> ENTRIES PROVIDED
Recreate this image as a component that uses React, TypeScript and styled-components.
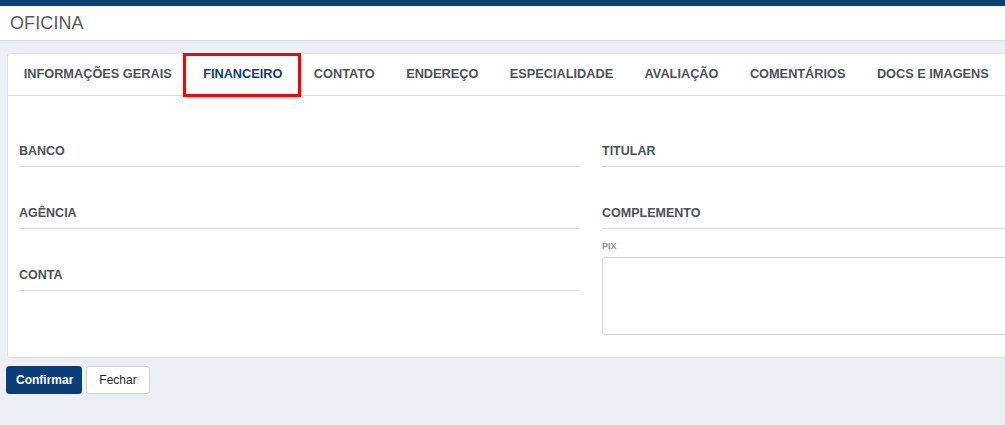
import React from "react";
import styled, { createGlobalStyle } from "styled-components";

const GlobalStyle = createGlobalStyle`
  html, body {
    margin: 0;
    padding: 0;
    background: #eeeef7;
    overflow: hidden;
  }
  body {
    font-family: "Liberation Sans", Arial, sans-serif;
    min-height: 100vh;
  }
`;

const brand = "#0b3d78";

const Page = styled.div`
  display: flex;
  flex-direction: column;
  min-height: 100vh;
  border-top: 6px solid ${brand};
  box-sizing: border-box;
`;

const Header = styled.header`
  height: 34px;
  display: flex;
  align-items: center;
  padding-left: 10px;
  background: #fff;
  border-bottom: 1px solid #dcdce4;
  font-size: 18px;
  color: #5a5a5a;
  letter-spacing: 0.1px;
`;

const Content = styled.main`
  display: flex;
  flex-direction: column;
  padding: 12px 0 0 6px;
`;

const Panel = styled.section`
  width: 1167px;
  margin-left: 1px;
  background: #fff;
  border: 1px solid #dcdce2;
  border-radius: 3px;
  box-sizing: border-box;
`;

const TabList = styled.nav`
  display: flex;
  height: 41px;
  box-sizing: content-box;
  border-bottom: 1px solid #dedede;
`;

const Tab = styled.div<{ $active?: boolean }>`
  position: relative;
  display: flex;
  align-items: center;
  padding: 0 15.7px 2px;
  font-size: 12.75px;
  font-weight: 700;
  white-space: nowrap;
  color: ${(p) => (p.$active ? brand : "#4e5156")};

  ${(p) =>
    p.$active &&
    `
    &::after {
      content: "";
      position: absolute;
      top: -1px;
      left: -4px;
      right: -3px;
      bottom: -2px;
      border: 3px solid #ff0000;
    }
  `}
`;

const Form = styled.div`
  display: grid;
  grid-template-columns: 560px 560px;
  column-gap: 23px;
  padding: 48px 11px 22px;
  align-items: start;
`;

const Column = styled.div`
  display: flex;
  flex-direction: column;
`;

const Field = styled.div<{ $first?: boolean }>`
  margin-top: ${(p) => (p.$first ? "0" : "39px")};
  padding-bottom: 7px;
  border-bottom: 1px solid #dadada;
  font-size: 12.5px;
  line-height: 15px;
  font-weight: 700;
  color: #4e5156;
`;

const SmallLabel = styled.label`
  margin-top: 12px;
  font-size: 9px;
  line-height: 11px;
  font-weight: 700;
  color: #8c8c8c;
`;

const TextArea = styled.textarea`
  margin-top: 5px;
  height: 78px;
  box-sizing: border-box;
  border: 1px solid #d2d2d2;
  border-radius: 3px;
  resize: none;
  font-family: inherit;
  outline: none;
`;

const Actions = styled.div`
  display: flex;
  gap: 4px;
  margin-top: 8px;
`;

const Button = styled.button<{ $primary?: boolean }>`
  height: 28px;
  box-sizing: border-box;
  border-radius: 3px;
  font-family: "Liberation Sans", Arial, sans-serif;
  font-size: 12px;
  cursor: pointer;
  padding: ${(p) => (p.$primary ? "0 8px 0 9px" : "0 12px")};
  font-weight: ${(p) => (p.$primary ? 700 : 400)};
  color: ${(p) => (p.$primary ? "#fff" : "#1e1e1e")};
  background: ${(p) => (p.$primary ? brand : "#fff")};
  border: 1px solid ${(p) => (p.$primary ? brand : "#cfcfcf")};
`;

const tabs = [
  "INFORMAÇÕES GERAIS",
  "FINANCEIRO",
  "CONTATO",
  "ENDEREÇO",
  "ESPECIALIDADE",
  "AVALIAÇÃO",
  "COMENTÁRIOS",
  "DOCS E IMAGENS",
];

export default function App() {
  return (
    <>
      <GlobalStyle />
      <Page>
        <Header>OFICINA</Header>
        <Content>
          <Panel>
            <TabList>
              {tabs.map((t) => (
                <Tab key={t} $active={t === "FINANCEIRO"}>
                  {t}
                </Tab>
              ))}
            </TabList>
            <Form>
              <Column>
                <Field $first>BANCO</Field>
                <Field>AGÊNCIA</Field>
                <Field>CONTA</Field>
              </Column>
              <Column>
                <Field $first>TITULAR</Field>
                <Field>COMPLEMENTO</Field>
                <SmallLabel>PIX</SmallLabel>
                <TextArea />
              </Column>
            </Form>
          </Panel>
          <Actions>
            <Button $primary>Confirmar</Button>
            <Button>Fechar</Button>
          </Actions>
        </Content>
      </Page>
    </>
  );
}
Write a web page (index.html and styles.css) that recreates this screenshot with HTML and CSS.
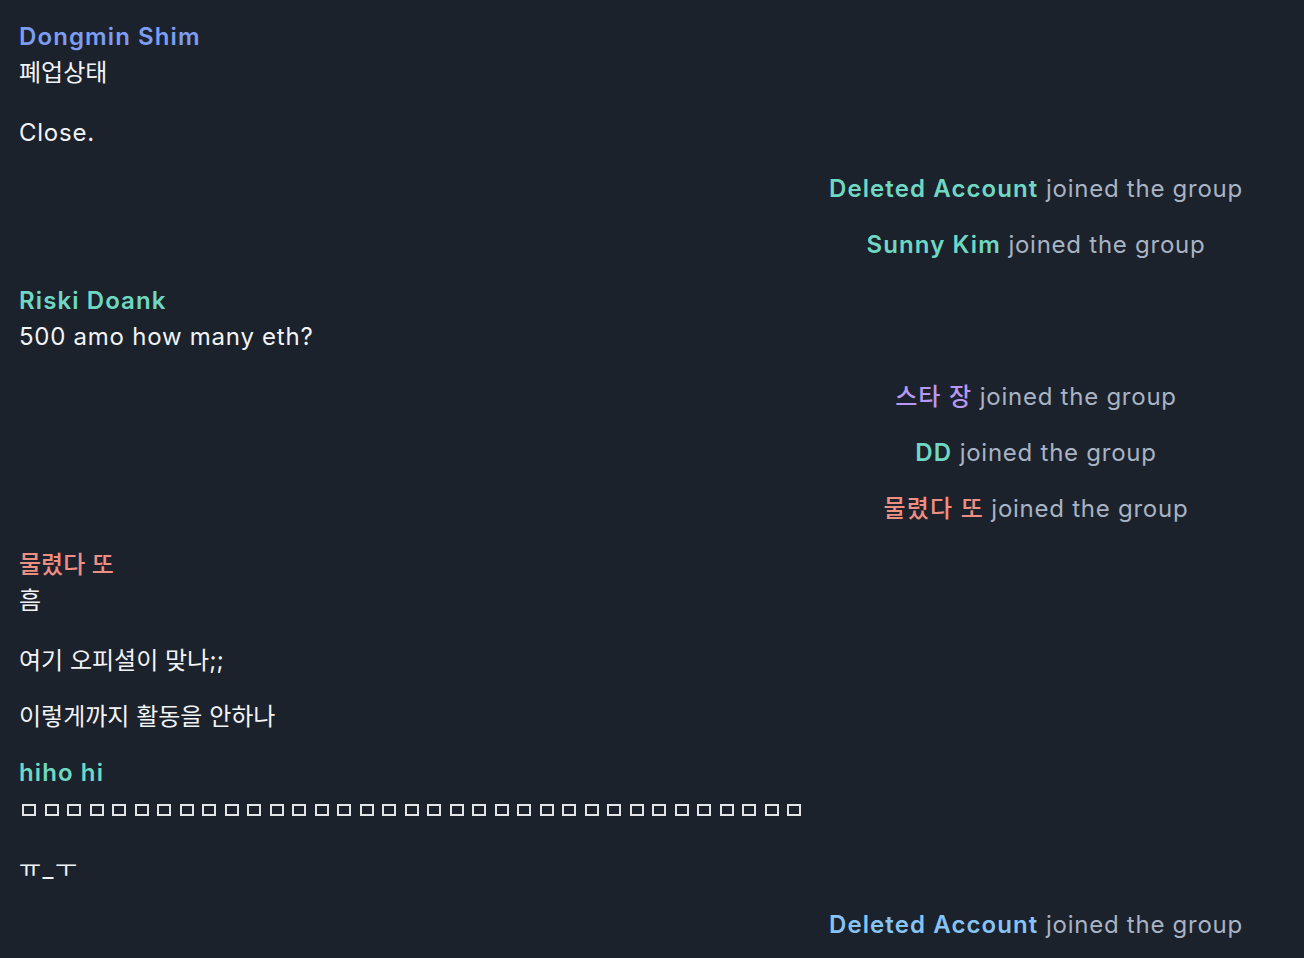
FILE: index.html
```html
<!DOCTYPE html>
<html lang="ko">
<head>
<meta charset="utf-8">
<title>Chat</title>
<link rel="stylesheet" href="styles.css">
</head>
<body>
<main class="chat">
  <section class="msg">
    <div class="name c-blue">Dongmin Shim</div>
    <p class="line ko">폐업상태</p>
    <p class="line extra">Close.</p>
  </section>

  <div class="service"><span class="who c-teal">Deleted Account</span> joined the group</div>
  <div class="service"><span class="who c-teal">Sunny Kim</span> joined the group</div>

  <section class="msg">
    <div class="name c-teal">Riski Doank</div>
    <p class="line">500 amo how many eth?</p>
  </section>

  <div class="service extra"><span class="who ko c-purple">스타 장</span> joined the group</div>
  <div class="service"><span class="who c-teal">DD</span> joined the group</div>
  <div class="service"><span class="who ko c-salmon">물렸다 또</span> joined the group</div>

  <section class="msg">
    <div class="name ko c-salmon">물렸다 또</div>
    <p class="line ko">흠</p>
    <p class="line ko extra">여기 오피셜이 맞나;;</p>
    <p class="line ko">이렇게까지 활동을 안하나</p>
  </section>

  <section class="msg">
    <div class="name c-teal">hiho hi</div>
    <p class="line tofu-line" aria-label="unrenderable characters"><span class="tofu"></span><span class="tofu"></span><span class="tofu"></span><span class="tofu"></span><span class="tofu"></span><span class="tofu"></span><span class="tofu"></span><span class="tofu"></span><span class="tofu"></span><span class="tofu"></span><span class="tofu"></span><span class="tofu"></span><span class="tofu"></span><span class="tofu"></span><span class="tofu"></span><span class="tofu"></span><span class="tofu"></span><span class="tofu"></span><span class="tofu"></span><span class="tofu"></span><span class="tofu"></span><span class="tofu"></span><span class="tofu"></span><span class="tofu"></span><span class="tofu"></span><span class="tofu"></span><span class="tofu"></span><span class="tofu"></span><span class="tofu"></span><span class="tofu"></span><span class="tofu"></span><span class="tofu"></span><span class="tofu"></span><span class="tofu"></span><span class="tofu"></span></p>
    <p class="line ko extra tt">ㅠ_ㅜ</p>
  </section>

  <div class="service"><span class="who c-sky">Deleted Account</span> joined the group</div>
</main>
</body>
</html>
```

FILE: styles.css
```css
html, body {
  margin: 0;
  padding: 0;
  background: #1c222c;
}

body {
  font-family: "Inter", "Noto Sans CJK KR", sans-serif;
  font-size: 24px;
  line-height: 36px;
  letter-spacing: 0.75px;
  color: #f2f3f5;
}

.chat {
  display: flex;
  flex-direction: column;
  gap: 20px;
  padding: 19px 19px;
}

.msg {
  display: flex;
  flex-direction: column;
}

.name {
  font-weight: 600;
  letter-spacing: 1.1px;
}

.ko,
.name.ko {
  letter-spacing: 0;
}

.name.ko,
.who.ko {
  font-weight: 500;
}

.line {
  margin: 0;
}

.msg .line + .line {
  margin-top: 20px;
}

.msg .line.extra {
  margin-top: 24px;
}

.service.extra {
  margin-top: 4px;
}

.service {
  margin-left: 749px;
  width: 536px;
  text-align: center;
  color: #a8b3c3;
}

.who {
  font-weight: 600;
  letter-spacing: 1.1px;
}

.c-blue { color: #7c9df2; }
.c-teal { color: #6fd8c2; }
.c-purple { color: #b898f4; }
.c-salmon { color: #f08e82; }
.c-sky { color: #85c4f4; }

.tofu-line {
  display: flex;
  align-items: center;
  gap: 8.5px;
  height: 36px;
  padding-left: 3px;
}

.tofu {
  display: inline-block;
  box-sizing: border-box;
  width: 14px;
  height: 12px;
  border: 2px solid #e2e4e8;
  margin-top: 2px;
}

.tt {
  letter-spacing: 1.5px;
}
```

> JOB
Select and copy each line from the data that includes the word "index".

> THE RESULT
Write a web page (index.html and styles.css) that recreates this screenshot with HTML and CSS.
FILE: index.html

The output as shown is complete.